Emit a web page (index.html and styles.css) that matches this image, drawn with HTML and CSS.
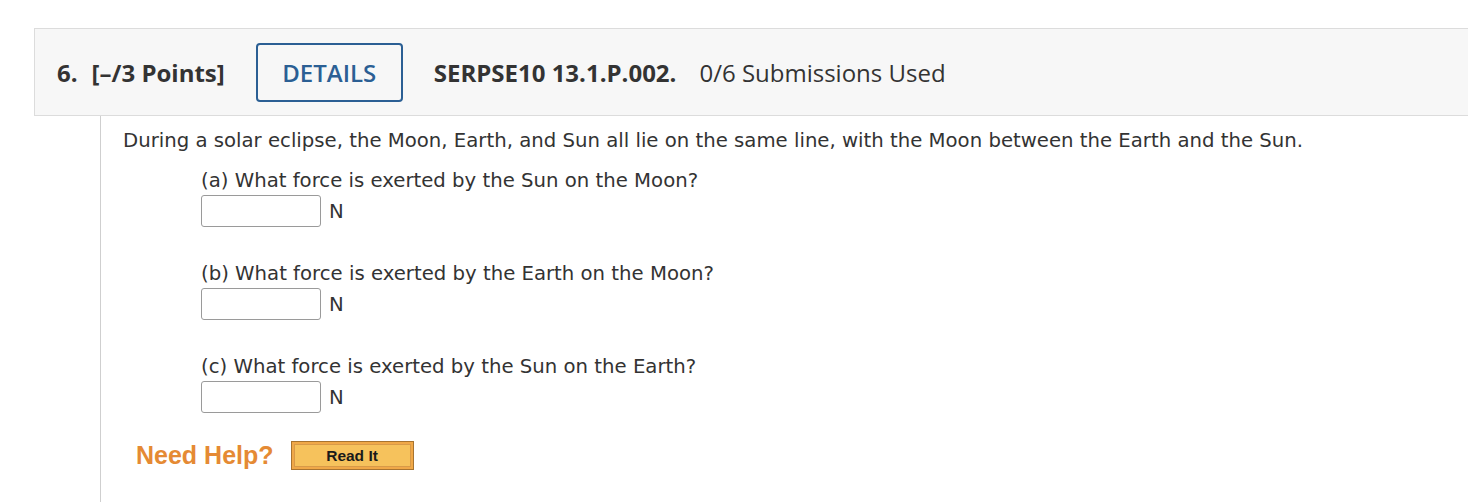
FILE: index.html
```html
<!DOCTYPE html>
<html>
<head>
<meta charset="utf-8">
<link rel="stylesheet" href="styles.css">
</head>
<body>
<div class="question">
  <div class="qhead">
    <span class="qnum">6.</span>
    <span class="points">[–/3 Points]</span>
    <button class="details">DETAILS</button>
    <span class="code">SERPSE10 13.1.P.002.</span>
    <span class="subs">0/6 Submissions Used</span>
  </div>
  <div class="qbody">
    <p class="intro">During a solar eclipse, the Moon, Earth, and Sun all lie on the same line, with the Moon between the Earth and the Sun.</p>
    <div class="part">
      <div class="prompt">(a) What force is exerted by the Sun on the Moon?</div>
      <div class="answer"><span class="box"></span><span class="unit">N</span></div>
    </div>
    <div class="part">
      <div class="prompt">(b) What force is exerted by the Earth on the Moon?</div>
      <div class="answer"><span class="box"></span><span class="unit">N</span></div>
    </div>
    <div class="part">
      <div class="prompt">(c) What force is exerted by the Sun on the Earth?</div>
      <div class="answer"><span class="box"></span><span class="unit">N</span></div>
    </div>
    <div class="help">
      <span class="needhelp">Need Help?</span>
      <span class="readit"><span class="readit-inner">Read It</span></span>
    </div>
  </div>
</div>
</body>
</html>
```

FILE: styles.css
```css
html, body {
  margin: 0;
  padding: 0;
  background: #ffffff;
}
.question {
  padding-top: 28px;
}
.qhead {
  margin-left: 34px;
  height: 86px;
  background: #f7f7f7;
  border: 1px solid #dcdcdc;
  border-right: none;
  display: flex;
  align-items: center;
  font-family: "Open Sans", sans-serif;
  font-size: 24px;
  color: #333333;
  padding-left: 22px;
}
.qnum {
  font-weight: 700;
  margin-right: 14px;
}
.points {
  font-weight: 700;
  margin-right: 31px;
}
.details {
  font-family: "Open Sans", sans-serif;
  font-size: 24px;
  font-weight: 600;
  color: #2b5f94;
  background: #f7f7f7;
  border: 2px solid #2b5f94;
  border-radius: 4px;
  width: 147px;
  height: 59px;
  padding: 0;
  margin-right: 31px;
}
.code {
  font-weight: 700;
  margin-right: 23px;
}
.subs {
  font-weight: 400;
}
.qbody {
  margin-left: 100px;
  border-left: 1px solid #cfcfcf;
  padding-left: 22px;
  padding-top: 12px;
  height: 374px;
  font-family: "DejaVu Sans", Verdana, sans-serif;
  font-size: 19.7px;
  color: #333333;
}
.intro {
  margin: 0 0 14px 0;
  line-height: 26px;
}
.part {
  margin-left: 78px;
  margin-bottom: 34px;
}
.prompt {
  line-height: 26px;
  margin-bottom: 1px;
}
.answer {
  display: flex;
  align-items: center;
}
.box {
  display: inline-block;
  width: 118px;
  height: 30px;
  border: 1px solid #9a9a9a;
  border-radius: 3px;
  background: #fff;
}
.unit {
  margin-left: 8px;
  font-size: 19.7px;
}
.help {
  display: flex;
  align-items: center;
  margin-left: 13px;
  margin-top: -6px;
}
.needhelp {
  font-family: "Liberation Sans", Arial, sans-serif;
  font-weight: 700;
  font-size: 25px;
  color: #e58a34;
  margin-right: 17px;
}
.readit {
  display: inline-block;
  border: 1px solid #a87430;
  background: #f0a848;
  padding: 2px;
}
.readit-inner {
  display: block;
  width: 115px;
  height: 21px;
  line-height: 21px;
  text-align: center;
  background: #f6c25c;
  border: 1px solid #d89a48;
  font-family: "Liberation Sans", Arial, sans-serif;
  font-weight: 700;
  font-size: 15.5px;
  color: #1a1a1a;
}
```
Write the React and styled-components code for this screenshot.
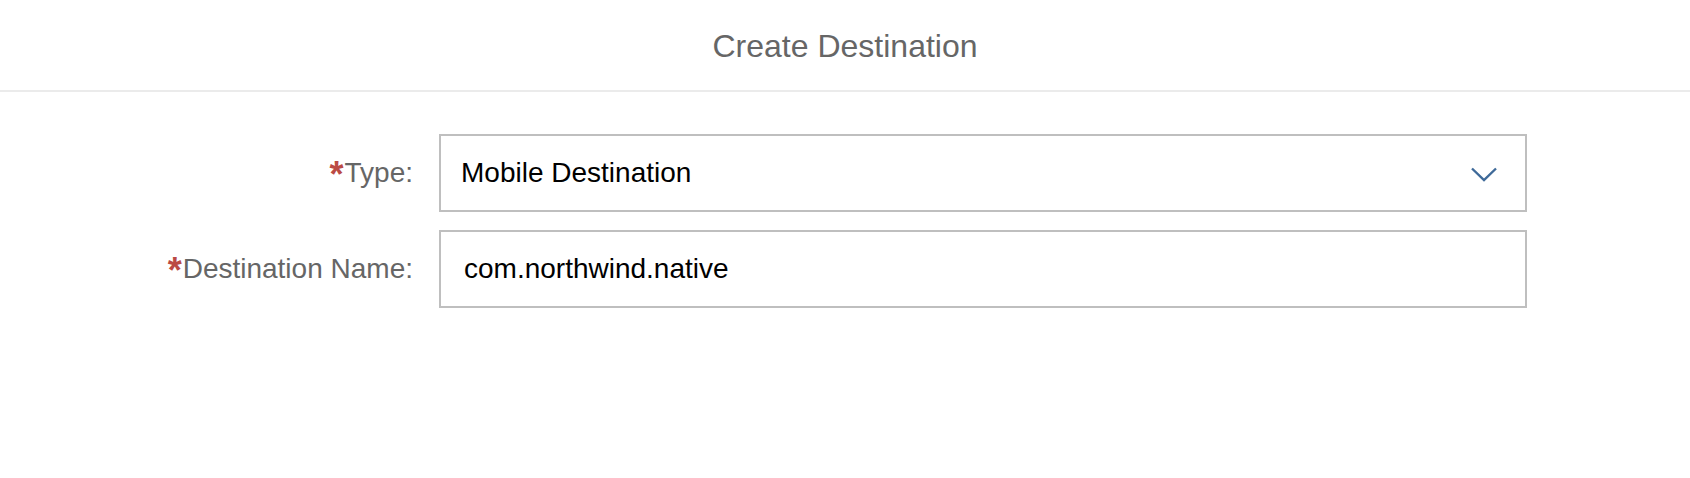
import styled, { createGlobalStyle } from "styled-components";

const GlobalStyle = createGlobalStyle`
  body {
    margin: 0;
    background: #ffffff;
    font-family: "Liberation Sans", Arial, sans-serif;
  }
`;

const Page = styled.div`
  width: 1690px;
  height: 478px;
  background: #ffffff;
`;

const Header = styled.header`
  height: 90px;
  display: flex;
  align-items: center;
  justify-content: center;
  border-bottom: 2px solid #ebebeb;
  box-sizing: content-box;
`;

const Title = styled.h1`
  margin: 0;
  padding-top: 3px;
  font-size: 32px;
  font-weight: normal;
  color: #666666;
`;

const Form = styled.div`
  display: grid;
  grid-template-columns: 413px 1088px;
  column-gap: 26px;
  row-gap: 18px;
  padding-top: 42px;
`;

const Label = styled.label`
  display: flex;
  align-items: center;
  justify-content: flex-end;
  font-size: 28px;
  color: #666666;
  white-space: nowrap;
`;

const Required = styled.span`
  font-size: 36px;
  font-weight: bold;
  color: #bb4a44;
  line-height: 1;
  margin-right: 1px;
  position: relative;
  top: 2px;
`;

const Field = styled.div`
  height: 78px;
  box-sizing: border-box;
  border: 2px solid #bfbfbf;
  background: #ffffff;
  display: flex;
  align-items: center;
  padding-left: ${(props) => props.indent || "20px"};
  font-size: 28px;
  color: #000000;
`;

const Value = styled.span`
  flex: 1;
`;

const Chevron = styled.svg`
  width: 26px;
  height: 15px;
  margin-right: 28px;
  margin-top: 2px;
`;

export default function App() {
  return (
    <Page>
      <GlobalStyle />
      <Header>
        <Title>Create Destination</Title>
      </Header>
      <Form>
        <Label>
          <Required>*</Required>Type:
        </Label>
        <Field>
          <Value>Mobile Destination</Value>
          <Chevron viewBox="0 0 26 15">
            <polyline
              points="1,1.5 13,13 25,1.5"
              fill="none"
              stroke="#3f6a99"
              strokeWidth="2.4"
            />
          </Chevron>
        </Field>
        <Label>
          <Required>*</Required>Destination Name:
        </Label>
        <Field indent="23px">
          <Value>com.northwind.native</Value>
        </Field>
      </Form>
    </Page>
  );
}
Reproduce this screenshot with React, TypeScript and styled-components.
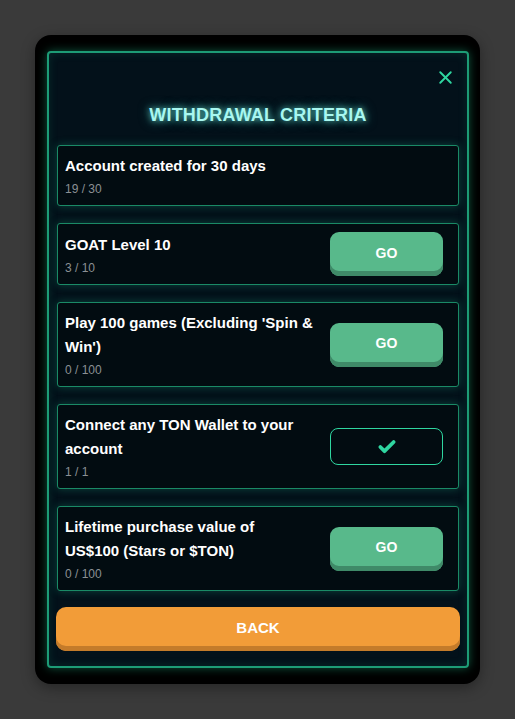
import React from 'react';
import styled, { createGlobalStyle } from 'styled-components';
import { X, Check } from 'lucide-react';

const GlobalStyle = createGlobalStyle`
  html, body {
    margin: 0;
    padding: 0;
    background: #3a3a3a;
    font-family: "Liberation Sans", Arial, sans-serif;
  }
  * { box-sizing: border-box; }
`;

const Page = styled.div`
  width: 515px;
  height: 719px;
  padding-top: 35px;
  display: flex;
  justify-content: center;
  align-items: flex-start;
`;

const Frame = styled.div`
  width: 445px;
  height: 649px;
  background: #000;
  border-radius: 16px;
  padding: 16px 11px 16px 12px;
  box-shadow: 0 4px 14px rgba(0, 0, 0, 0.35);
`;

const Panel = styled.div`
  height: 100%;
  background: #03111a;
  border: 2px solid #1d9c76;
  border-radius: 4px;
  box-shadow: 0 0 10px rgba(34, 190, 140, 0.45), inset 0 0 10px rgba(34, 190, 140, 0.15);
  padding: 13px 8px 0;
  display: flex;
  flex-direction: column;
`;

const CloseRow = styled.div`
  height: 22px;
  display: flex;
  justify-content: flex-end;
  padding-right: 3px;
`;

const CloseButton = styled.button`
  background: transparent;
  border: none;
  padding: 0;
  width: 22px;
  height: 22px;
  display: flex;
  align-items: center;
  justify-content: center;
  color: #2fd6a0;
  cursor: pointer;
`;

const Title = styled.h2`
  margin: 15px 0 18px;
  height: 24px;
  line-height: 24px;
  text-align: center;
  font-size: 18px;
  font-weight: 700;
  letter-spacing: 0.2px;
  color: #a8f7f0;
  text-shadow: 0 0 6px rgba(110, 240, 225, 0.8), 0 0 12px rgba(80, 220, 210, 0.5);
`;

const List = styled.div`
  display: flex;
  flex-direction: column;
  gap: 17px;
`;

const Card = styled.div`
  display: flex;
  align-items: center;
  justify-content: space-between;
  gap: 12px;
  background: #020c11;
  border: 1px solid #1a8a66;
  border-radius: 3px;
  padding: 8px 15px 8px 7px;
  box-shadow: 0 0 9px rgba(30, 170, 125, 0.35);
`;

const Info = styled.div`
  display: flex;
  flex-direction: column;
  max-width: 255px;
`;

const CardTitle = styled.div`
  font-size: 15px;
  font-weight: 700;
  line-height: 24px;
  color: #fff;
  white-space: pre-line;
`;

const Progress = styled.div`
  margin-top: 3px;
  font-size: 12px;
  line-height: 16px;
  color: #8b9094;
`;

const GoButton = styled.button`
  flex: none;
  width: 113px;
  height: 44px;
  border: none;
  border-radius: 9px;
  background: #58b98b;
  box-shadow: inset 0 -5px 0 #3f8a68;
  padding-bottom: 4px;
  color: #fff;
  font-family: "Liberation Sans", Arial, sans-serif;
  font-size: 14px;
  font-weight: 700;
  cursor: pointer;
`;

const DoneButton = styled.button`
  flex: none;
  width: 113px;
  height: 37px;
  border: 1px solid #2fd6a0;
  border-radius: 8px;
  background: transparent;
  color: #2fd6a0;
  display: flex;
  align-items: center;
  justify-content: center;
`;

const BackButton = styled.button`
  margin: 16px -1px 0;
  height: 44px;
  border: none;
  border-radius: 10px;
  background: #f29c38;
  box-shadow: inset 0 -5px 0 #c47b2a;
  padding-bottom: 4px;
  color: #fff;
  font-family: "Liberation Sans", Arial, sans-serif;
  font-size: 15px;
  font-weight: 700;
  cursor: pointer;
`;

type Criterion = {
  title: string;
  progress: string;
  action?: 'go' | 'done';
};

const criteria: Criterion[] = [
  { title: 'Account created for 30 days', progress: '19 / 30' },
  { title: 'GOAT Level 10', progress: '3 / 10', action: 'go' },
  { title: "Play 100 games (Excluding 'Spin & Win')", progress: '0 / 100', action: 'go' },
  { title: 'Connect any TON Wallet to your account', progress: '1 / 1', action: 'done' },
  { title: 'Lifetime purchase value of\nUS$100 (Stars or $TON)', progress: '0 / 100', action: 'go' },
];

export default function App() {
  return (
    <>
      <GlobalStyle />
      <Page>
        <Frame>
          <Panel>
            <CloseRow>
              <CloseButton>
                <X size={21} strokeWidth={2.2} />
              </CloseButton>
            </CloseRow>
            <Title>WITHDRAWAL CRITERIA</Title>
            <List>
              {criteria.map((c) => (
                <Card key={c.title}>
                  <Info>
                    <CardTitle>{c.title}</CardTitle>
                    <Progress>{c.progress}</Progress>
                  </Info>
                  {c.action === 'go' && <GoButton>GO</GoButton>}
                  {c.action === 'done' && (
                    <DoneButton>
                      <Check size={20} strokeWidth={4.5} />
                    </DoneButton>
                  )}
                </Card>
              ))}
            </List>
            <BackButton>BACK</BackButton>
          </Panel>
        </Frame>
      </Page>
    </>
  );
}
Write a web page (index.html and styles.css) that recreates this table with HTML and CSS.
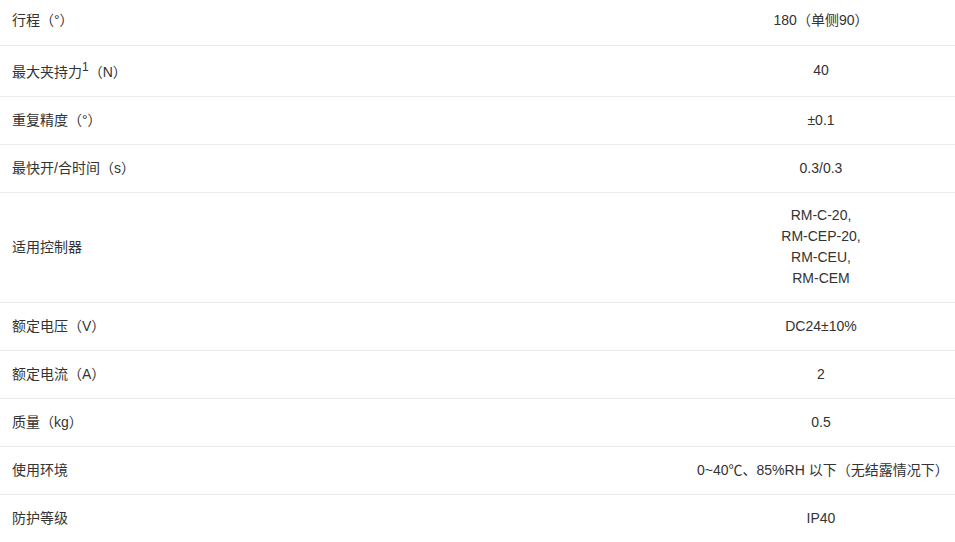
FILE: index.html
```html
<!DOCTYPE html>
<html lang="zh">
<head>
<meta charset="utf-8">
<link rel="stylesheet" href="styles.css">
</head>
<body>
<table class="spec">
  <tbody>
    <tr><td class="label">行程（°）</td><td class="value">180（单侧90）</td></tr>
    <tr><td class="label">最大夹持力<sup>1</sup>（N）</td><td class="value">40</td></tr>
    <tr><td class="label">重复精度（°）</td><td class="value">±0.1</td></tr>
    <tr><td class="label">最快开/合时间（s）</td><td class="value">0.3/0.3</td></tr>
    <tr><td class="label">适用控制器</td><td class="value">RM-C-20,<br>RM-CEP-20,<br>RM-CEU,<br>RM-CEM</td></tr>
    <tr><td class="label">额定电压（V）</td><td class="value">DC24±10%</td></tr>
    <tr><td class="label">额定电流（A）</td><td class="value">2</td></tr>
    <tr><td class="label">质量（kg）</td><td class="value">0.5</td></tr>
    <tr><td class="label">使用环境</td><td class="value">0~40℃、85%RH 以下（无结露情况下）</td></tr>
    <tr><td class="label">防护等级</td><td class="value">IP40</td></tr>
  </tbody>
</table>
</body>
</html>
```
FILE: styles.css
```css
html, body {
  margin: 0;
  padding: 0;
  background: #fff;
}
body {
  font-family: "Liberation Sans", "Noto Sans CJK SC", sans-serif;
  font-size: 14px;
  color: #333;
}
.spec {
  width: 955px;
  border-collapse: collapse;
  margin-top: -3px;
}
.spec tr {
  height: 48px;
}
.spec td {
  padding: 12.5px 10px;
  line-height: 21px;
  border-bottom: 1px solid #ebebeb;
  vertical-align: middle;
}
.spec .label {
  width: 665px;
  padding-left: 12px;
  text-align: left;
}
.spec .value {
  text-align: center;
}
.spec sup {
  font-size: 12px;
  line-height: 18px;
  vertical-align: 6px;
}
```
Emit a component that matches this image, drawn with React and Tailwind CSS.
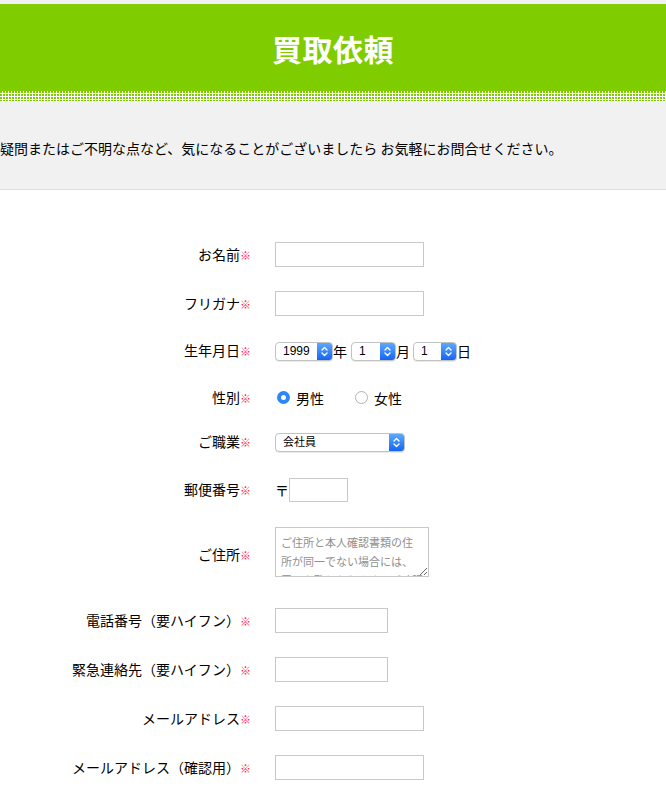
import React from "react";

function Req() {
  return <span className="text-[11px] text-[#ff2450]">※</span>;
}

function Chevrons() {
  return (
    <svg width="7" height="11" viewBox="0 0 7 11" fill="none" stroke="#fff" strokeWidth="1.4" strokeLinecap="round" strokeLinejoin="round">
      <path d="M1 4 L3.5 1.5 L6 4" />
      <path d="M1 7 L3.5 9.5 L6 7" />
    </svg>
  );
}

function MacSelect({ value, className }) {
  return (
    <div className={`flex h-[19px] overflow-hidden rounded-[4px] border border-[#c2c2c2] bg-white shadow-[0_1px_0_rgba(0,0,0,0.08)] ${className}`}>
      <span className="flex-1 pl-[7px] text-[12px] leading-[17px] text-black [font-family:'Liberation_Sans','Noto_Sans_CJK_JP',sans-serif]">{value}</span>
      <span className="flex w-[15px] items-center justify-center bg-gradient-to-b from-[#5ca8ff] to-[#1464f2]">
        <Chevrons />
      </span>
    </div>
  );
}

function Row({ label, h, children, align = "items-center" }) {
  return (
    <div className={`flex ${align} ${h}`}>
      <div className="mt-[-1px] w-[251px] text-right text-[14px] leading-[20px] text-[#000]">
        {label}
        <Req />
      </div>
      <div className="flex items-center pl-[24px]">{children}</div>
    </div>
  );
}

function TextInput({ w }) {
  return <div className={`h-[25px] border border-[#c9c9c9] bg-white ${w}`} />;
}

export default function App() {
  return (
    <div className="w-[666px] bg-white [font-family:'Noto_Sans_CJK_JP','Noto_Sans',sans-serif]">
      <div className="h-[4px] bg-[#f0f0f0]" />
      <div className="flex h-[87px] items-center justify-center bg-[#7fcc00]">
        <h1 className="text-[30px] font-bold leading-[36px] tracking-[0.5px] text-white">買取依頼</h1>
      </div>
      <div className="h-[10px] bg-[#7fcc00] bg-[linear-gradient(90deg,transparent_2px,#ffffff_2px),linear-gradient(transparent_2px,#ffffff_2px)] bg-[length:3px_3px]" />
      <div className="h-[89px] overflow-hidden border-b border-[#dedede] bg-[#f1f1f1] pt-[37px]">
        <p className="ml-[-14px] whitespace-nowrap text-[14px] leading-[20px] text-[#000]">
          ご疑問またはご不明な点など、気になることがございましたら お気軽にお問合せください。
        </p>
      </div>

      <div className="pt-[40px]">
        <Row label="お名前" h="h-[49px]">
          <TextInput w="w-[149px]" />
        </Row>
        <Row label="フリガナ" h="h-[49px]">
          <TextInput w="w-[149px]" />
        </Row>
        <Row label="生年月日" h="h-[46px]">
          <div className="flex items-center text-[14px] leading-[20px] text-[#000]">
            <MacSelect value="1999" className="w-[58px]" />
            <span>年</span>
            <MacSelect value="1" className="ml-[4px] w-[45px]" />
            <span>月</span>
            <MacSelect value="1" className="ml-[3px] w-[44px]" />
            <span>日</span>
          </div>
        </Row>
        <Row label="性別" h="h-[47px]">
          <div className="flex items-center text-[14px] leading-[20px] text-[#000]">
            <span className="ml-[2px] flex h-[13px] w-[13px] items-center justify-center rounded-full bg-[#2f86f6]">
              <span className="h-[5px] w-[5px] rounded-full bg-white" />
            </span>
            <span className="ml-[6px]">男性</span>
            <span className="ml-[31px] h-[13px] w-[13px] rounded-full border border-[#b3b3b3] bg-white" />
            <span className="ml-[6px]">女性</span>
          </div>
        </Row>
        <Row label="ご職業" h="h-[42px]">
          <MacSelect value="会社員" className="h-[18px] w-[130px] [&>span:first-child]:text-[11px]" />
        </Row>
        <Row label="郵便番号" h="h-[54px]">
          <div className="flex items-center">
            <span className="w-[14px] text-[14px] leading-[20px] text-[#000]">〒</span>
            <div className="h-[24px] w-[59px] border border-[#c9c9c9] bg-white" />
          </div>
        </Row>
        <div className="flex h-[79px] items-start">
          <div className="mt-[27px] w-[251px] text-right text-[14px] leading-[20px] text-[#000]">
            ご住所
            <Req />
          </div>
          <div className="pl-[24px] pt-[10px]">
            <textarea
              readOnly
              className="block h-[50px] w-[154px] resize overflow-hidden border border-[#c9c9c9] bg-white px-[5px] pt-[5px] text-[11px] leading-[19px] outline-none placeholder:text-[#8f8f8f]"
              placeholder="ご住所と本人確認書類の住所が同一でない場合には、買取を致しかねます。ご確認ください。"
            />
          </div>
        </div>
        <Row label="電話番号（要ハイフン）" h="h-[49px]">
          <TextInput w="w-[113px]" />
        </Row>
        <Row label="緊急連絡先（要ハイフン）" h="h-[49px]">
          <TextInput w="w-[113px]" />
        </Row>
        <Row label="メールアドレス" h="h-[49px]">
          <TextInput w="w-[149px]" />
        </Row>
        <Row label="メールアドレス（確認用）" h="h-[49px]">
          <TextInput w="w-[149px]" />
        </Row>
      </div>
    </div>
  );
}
★ ★ ★ ★
=== Work instructions ===
Identify all lines in the records above with the word "this".

=== Answer ===
Emit a web page (index.html and styles.css) that matches this image, drawn with HTML and CSS.
Write the React and styled-components code for this screenshot.
Reproduce this screenshot with React, TypeScript and styled-components.
Write a web page (index.html and styles.css) that recreates this table with HTML and CSS.
Emit a component that matches this image, drawn with React and Tailwind CSS.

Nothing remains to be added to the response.